面の広さは厚さとは別物である、という意味。)
を掲げて同時期の同業者(論理学派)とやりとり
したが人民の心からの納得は得られなかった。
・自分の弁論が最も優れていると自負しており、
”空が落ちて来ないのは何故か?”、”大地が陥没
しないのは何故か?”、”風/雨/雷はどうして
起こるのか?”の疑問に対してわかりも
しないのに出まかせの答えを出した。
徳性を養うことに弱く、外界の事象を追うこと
に強く、その道は偏っていて天地自然の大道か
ら彼の才能を見れば一匹の蚊か虻がバタバタし
ているが如く、世の中の何の役にも立っていな
い。
散々な評価でありますがこのように結んでいます。
・万物を追ってどこまでも才能を分散させ、結局
のと ころ弁論に巧みであるということで評判
になっただけである。
もしかして器用貧乏ってことにもつながるのでありましょうか。?
全て読み終わるのはまだ先の話
最もとっつきやすそうな雑篇から読み始めてみたものの、想像以上に難解な文章(現代和訳)が多く、なかなか読み進められません。まぁ荘子先生が孔子先生を快く思っていないことは読み取れましたが。しばらくは雑篇と付き合うことになるでしょう。

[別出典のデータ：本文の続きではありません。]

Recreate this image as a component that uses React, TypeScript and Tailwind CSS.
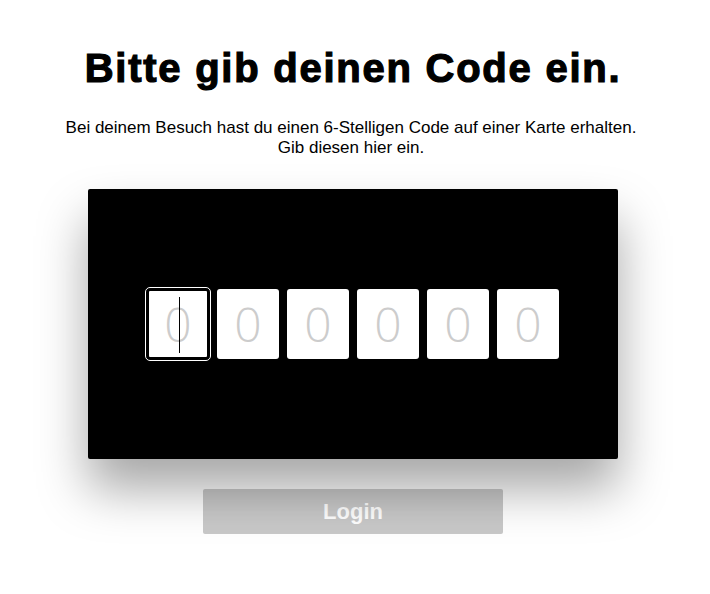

世界を見渡すと日本も含めてうまく回っていない国が多いように見えます。こんな時こそ荘子先生の教えを見直したいです。
・利を以って合する者は、窮禍患害に迫られて
相棄つ
・天を以って属する者は、窮禍患害に迫られて
相収む
・鷦鷯、深林に巣くうも一枝に過すぎず。
偃鼠、河に飲むも腹を満たすに過ぎず。
・皆が信長、皆が光秀
何時でも何処でも本能寺
是非に及ばず(from水曜どうでしょう)
孔子先生は乱世にあっても礼儀や雅楽を整え人の道を定めるべく諸国を説いて回りましたが、少し先走り過ぎたようですね。